SUPPLIED DATA:

..............................

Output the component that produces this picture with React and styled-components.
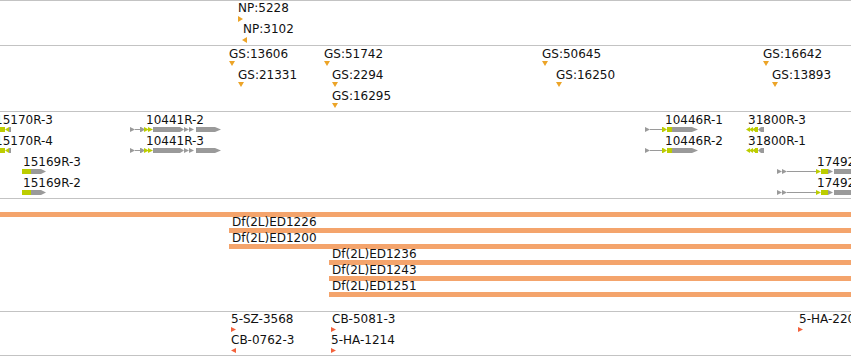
import React from 'react';
import styled, { createGlobalStyle } from 'styled-components';

const Global = createGlobalStyle`
  html, body { margin: 0; padding: 0; background: #fff; overflow: hidden; }
  body { font-family: "DejaVu Sans", Verdana, sans-serif; }
`;

const LINE = '#c3c3c3';
const G = '#9a9a9a';
const Y = '#bccd00';
const ORANGE = '#eca428';
const RED = '#f3623c';
const SANDY = '#f4a46c';

const Panel = styled.div`
  width: 851px;
  display: flex;
  flex-direction: column;
  border-bottom: 1px solid ${LINE};
`;

const Track = styled.section`
  position: relative;
  height: ${p => p.$h}px;
  border-top: 1px solid ${LINE};
  overflow: hidden;
`;

const Feature = styled.div.attrs(p => ({ style: { left: p.$x, top: p.$y } }))`
  position: absolute;
  display: flex;
  flex-direction: column;
  align-items: flex-start;
  gap: ${p => p.$gap}px;
`;

const Label = styled.span`
  display: block;
  margin-left: ${p => p.$indent || 0}px;
  font-size: 12px;
  line-height: ${p => p.$lh || 12}px;
  height: ${p => p.$lh || 12}px;
  white-space: nowrap;
  color: #111;
`;

const Glyph = styled.svg`
  display: block;
  flex: none;
  margin-left: ${p => p.$indent || 0}px;
  overflow: visible;
`;

const DfList = styled.div`
  display: flex;
  flex-direction: column;
  padding-top: 2px;
`;

const DfRow = styled.div`
  display: flex;
  flex-direction: column;
  padding-left: ${p => p.$x}px;
`;

const DfName = styled.span`
  display: block;
  height: 11px;
  line-height: 11px;
  padding-left: 3px;
  font-size: 12px;
  white-space: nowrap;
  color: #111;
`;

const DfBar = styled.div`
  height: 5px;
  background: ${SANDY};
`;

function Tri({ dir, color, w, h, indent }) {
  let pts;
  if (dir === 'r') pts = `0,0 ${w},${h / 2} 0,${h}`;
  else if (dir === 'l') pts = `${w},0 0,${h / 2} ${w},${h}`;
  else pts = `0,0 ${w},0 ${w / 2},${h}`;
  return (
    <Glyph $indent={indent} width={w} height={h} viewBox={`0 0 ${w} ${h}`}>
      <polygon points={pts} fill={color} />
    </Glyph>
  );
}

function GeneModel({ parts, indent }) {
  const x0 = Math.min(...parts.map(p => p[1]));
  const x1 = Math.max(...parts.map(p => p[2]));
  const w = x1 - x0;
  return (
    <Glyph $indent={indent} width={w} height={5} viewBox={`0 0 ${w} 5`}>
      {parts.map(([k, a, b, c], i) => {
        const s = a - x0, e = b - x0;
        if (k === 'bar') return <rect key={i} x={s} y={0} width={e - s} height={5} fill={c} />;
        if (k === 'line') return <rect key={i} x={s} y={2} width={e - s} height={1} fill={c} />;
        if (k === 'r') return <polygon key={i} points={`${s},0 ${e},2.5 ${s},5`} fill={c} />;
        return <polygon key={i} points={`${e},0 ${s},2.5 ${e},5`} fill={c} />;
      })}
    </Glyph>
  );
}

const gene10441 = [
  ['r', 130, 135, G], ['line', 135, 140, G], ['bar', 140, 141, G], ['r', 141, 145, G],
  ['r', 144, 149, Y], ['r', 148, 153, Y], ['bar', 153, 180, G], ['r', 180, 184, G],
  ['r', 184, 189, G], ['r', 189, 194, G], ['bar', 196, 215, G], ['r', 215, 221, G],
];
const gene10446 = [
  ['r', 645, 650, G], ['line', 650, 662, G], ['bar', 662, 663, Y], ['r', 663, 667, Y],
  ['bar', 667, 672, Y], ['bar', 672, 692, G], ['r', 692, 698, G],
];
const gene31800 = [
  ['l', 746, 750, Y], ['l', 749, 753, Y], ['l', 752, 756, Y], ['bar', 755, 758, Y],
  ['l', 758, 761, G], ['bar', 761, 764, G],
];
const gene15170 = [['bar', 0, 5, Y], ['l', 5, 9, Y], ['bar', 9, 11, G]];
const gene15169 = [['bar', 22, 31, Y], ['bar', 31, 41, G], ['r', 41, 46, G]];
const gene17492 = [
  ['r', 777, 782, G], ['r', 782, 787, G], ['line', 787, 816, G], ['r', 816, 821, Y],
  ['bar', 821, 828, Y], ['r', 828, 833, G], ['bar', 834, 851, G],
];

/* [label, labelX, capTop, glyphX, glyph] in page pixels */
const np = [
  ['NP:5228', 238, 3, 238, { dir: 'r', color: ORANGE, w: 5, h: 6 }],
  ['NP:3102', 243, 24, 242, { dir: 'l', color: ORANGE, w: 5, h: 6 }],
];
const gsTri = { dir: 'd', color: ORANGE, w: 6, h: 5 };
const gs = [
  ['GS:13606', 229, 49], ['GS:21331', 238, 70], ['GS:51742', 324, 49], ['GS:2294', 332, 70],
  ['GS:16295', 332, 91], ['GS:50645', 542, 49], ['GS:16250', 556, 70],
  ['GS:16642', 763, 49], ['GS:13893', 772, 70],
].map(([t, x, c]) => [t, x, c, x, gsTri]);
const genes = [
  ['15170R-3', -5, 115, 0, gene15170], ['15170R-4', -5, 136, 0, gene15170],
  ['15169R-3', 23, 157, 22, gene15169], ['15169R-2', 23, 178, 22, gene15169],
  ['10441R-2', 146, 115, 130, gene10441], ['10441R-3', 146, 136, 130, gene10441],
  ['10446R-1', 665, 115, 645, gene10446], ['10446R-2', 665, 136, 645, gene10446],
  ['31800R-3', 748, 115, 746, gene31800], ['31800R-1', 748, 136, 746, gene31800],
  ['17492R-1', 817, 157, 777, gene17492], ['17492R-2', 817, 178, 777, gene17492],
];
const rr = { dir: 'r', color: RED, w: 5, h: 5 };
const rl = { dir: 'l', color: RED, w: 5, h: 5 };
const rna = [
  ['5-SZ-3568', 231, 314, 231, rr], ['CB-0762-3', 231, 335, 231, rl],
  ['CB-5081-3', 332, 314, 331, rr], ['5-HA-1214', 331, 335, 331, rr],
  ['5-HA-2205', 799, 314, 798, rr],
];
const deficiencies = [
  ['', 0], ['Df(2L)ED1226', 229], ['Df(2L)ED1200', 229],
  ['Df(2L)ED1236', 329], ['Df(2L)ED1243', 329], ['Df(2L)ED1251', 329],
];

function FeatureTrack({ top, h, items, gap }) {
  const ct = top + 1;
  return (
    <Track $h={h}>
      {items.map(([text, lx, cap, gx, glyph]) => {
        const left = Math.min(lx, gx);
        return (
          <Feature key={text} $x={left} $y={Math.round(cap - 1.4 - ct)} $gap={gap}>
            <Label $indent={lx - left}>{text}</Label>
            {Array.isArray(glyph)
              ? <GeneModel parts={glyph} indent={gx - left} />
              : <Tri {...glyph} indent={gx - left} />}
          </Feature>
        );
      })}
    </Track>
  );
}

export default function App() {
  return (
    <>
      <Global />
      <Panel>
        <FeatureTrack top={0} h={44} items={np} gap={2} />
        <FeatureTrack top={45} h={65} items={gs} gap={1} />
        <FeatureTrack top={111} h={86} items={genes} gap={1} />
        <Track $h={112}>
          <DfList>
            {deficiencies.map(([name, x], i) => (
              <DfRow key={i} $x={x}>
                <DfName>{name}</DfName>
                <DfBar />
              </DfRow>
            ))}
          </DfList>
        </Track>
        <FeatureTrack top={311} h={43} items={rna} gap={2} />
      </Panel>
    </>
  );
}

..............................

WRITTEN TASK:
Restate the full listing verbatim and drop every picture.

EXPECTED ANSWER:
Output the component that produces this picture with React and styled-components.
import React from 'react';
import styled, { createGlobalStyle } from 'styled-components';

const Global = createGlobalStyle`
  html, body { margin: 0; padding: 0; background: #fff; overflow: hidden; }
  body { font-family: "DejaVu Sans", Verdana, sans-serif; }
`;

const LINE = '#c3c3c3';
const G = '#9a9a9a';
const Y = '#bccd00';
const ORANGE = '#eca428';
const RED = '#f3623c';
const SANDY = '#f4a46c';

const Panel = styled.div`
  width: 851px;
  display: flex;
  flex-direction: column;
  border-bottom: 1px solid ${LINE};
`;

const Track = styled.section`
  position: relative;
  height: ${p => p.$h}px;
  border-top: 1px solid ${LINE};
  overflow: hidden;
`;

const Feature = styled.div.attrs(p => ({ style: { left: p.$x, top: p.$y } }))`
  position: absolute;
  display: flex;
  flex-direction: column;
  align-items: flex-start;
  gap: ${p => p.$gap}px;
`;

const Label = styled.span`
  display: block;
  margin-left: ${p => p.$indent || 0}px;
  font-size: 12px;
  line-height: ${p => p.$lh || 12}px;
  height: ${p => p.$lh || 12}px;
  white-space: nowrap;
  color: #111;
`;

const Glyph = styled.svg`
  display: block;
  flex: none;
  margin-left: ${p => p.$indent || 0}px;
  overflow: visible;
`;

const DfList = styled.div`
  display: flex;
  flex-direction: column;
  padding-top: 2px;
`;

const DfRow = styled.div`
  display: flex;
  flex-direction: column;
  padding-left: ${p => p.$x}px;
`;

const DfName = styled.span`
  display: block;
  height: 11px;
  line-height: 11px;
  padding-left: 3px;
  font-size: 12px;
  white-space: nowrap;
  color: #111;
`;

const DfBar = styled.div`
  height: 5px;
  background: ${SANDY};
`;

function Tri({ dir, color, w, h, indent }) {
  let pts;
  if (dir === 'r') pts = `0,0 ${w},${h / 2} 0,${h}`;
  else if (dir === 'l') pts = `${w},0 0,${h / 2} ${w},${h}`;
  else pts = `0,0 ${w},0 ${w / 2},${h}`;
  return (
    <Glyph $indent={indent} width={w} height={h} viewBox={`0 0 ${w} ${h}`}>
      <polygon points={pts} fill={color} />
    </Glyph>
  );
}

function GeneModel({ parts, indent }) {
  const x0 = Math.min(...parts.map(p => p[1]));
  const x1 = Math.max(...parts.map(p => p[2]));
  const w = x1 - x0;
  return (
    <Glyph $indent={indent} width={w} height={5} viewBox={`0 0 ${w} 5`}>
      {parts.map(([k, a, b, c], i) => {
        const s = a - x0, e = b - x0;
        if (k === 'bar') return <rect key={i} x={s} y={0} width={e - s} height={5} fill={c} />;
        if (k === 'line') return <rect key={i} x={s} y={2} width={e - s} height={1} fill={c} />;
        if (k === 'r') return <polygon key={i} points={`${s},0 ${e},2.5 ${s},5`} fill={c} />;
        return <polygon key={i} points={`${e},0 ${s},2.5 ${e},5`} fill={c} />;
      })}
    </Glyph>
  );
}

const gene10441 = [
  ['r', 130, 135, G], ['line', 135, 140, G], ['bar', 140, 141, G], ['r', 141, 145, G],
  ['r', 144, 149, Y], ['r', 148, 153, Y], ['bar', 153, 180, G], ['r', 180, 184, G],
  ['r', 184, 189, G], ['r', 189, 194, G], ['bar', 196, 215, G], ['r', 215, 221, G],
];
const gene10446 = [
  ['r', 645, 650, G], ['line', 650, 662, G], ['bar', 662, 663, Y], ['r', 663, 667, Y],
  ['bar', 667, 672, Y], ['bar', 672, 692, G], ['r', 692, 698, G],
];
const gene31800 = [
  ['l', 746, 750, Y], ['l', 749, 753, Y], ['l', 752, 756, Y], ['bar', 755, 758, Y],
  ['l', 758, 761, G], ['bar', 761, 764, G],
];
const gene15170 = [['bar', 0, 5, Y], ['l', 5, 9, Y], ['bar', 9, 11, G]];
const gene15169 = [['bar', 22, 31, Y], ['bar', 31, 41, G], ['r', 41, 46, G]];
const gene17492 = [
  ['r', 777, 782, G], ['r', 782, 787, G], ['line', 787, 816, G], ['r', 816, 821, Y],
  ['bar', 821, 828, Y], ['r', 828, 833, G], ['bar', 834, 851, G],
];

/* [label, labelX, capTop, glyphX, glyph] in page pixels */
const np = [
  ['NP:5228', 238, 3, 238, { dir: 'r', color: ORANGE, w: 5, h: 6 }],
  ['NP:3102', 243, 24, 242, { dir: 'l', color: ORANGE, w: 5, h: 6 }],
];
const gsTri = { dir: 'd', color: ORANGE, w: 6, h: 5 };
const gs = [
  ['GS:13606', 229, 49], ['GS:21331', 238, 70], ['GS:51742', 324, 49], ['GS:2294', 332, 70],
  ['GS:16295', 332, 91], ['GS:50645', 542, 49], ['GS:16250', 556, 70],
  ['GS:16642', 763, 49], ['GS:13893', 772, 70],
].map(([t, x, c]) => [t, x, c, x, gsTri]);
const genes = [
  ['15170R-3', -5, 115, 0, gene15170], ['15170R-4', -5, 136, 0, gene15170],
  ['15169R-3', 23, 157, 22, gene15169], ['15169R-2', 23, 178, 22, gene15169],
  ['10441R-2', 146, 115, 130, gene10441], ['10441R-3', 146, 136, 130, gene10441],
  ['10446R-1', 665, 115, 645, gene10446], ['10446R-2', 665, 136, 645, gene10446],
  ['31800R-3', 748, 115, 746, gene31800], ['31800R-1', 748, 136, 746, gene31800],
  ['17492R-1', 817, 157, 777, gene17492], ['17492R-2', 817, 178, 777, gene17492],
];
const rr = { dir: 'r', color: RED, w: 5, h: 5 };
const rl = { dir: 'l', color: RED, w: 5, h: 5 };
const rna = [
  ['5-SZ-3568', 231, 314, 231, rr], ['CB-0762-3', 231, 335, 231, rl],
  ['CB-5081-3', 332, 314, 331, rr], ['5-HA-1214', 331, 335, 331, rr],
  ['5-HA-2205', 799, 314, 798, rr],
];
const deficiencies = [
  ['', 0], ['Df(2L)ED1226', 229], ['Df(2L)ED1200', 229],
  ['Df(2L)ED1236', 329], ['Df(2L)ED1243', 329], ['Df(2L)ED1251', 329],
];

function FeatureTrack({ top, h, items, gap }) {
  const ct = top + 1;
  return (
    <Track $h={h}>
      {items.map(([text, lx, cap, gx, glyph]) => {
        const left = Math.min(lx, gx);
        return (
          <Feature key={text} $x={left} $y={Math.round(cap - 1.4 - ct)} $gap={gap}>
            <Label $indent={lx - left}>{text}</Label>
            {Array.isArray(glyph)
              ? <GeneModel parts={glyph} indent={gx - left} />
              : <Tri {...glyph} indent={gx - left} />}
          </Feature>
        );
      })}
    </Track>
  );
}

export default function App() {
  return (
    <>
      <Global />
      <Panel>
        <FeatureTrack top={0} h={44} items={np} gap={2} />
        <FeatureTrack top={45} h={65} items={gs} gap={1} />
        <FeatureTrack top={111} h={86} items={genes} gap={1} />
        <Track $h={112}>
          <DfList>
            {deficiencies.map(([name, x], i) => (
              <DfRow key={i} $x={x}>
                <DfName>{name}</DfName>
                <DfBar />
              </DfRow>
            ))}
          </DfList>
        </Track>
        <FeatureTrack top={311} h={43} items={rna} gap={2} />
      </Panel>
    </>
  );
}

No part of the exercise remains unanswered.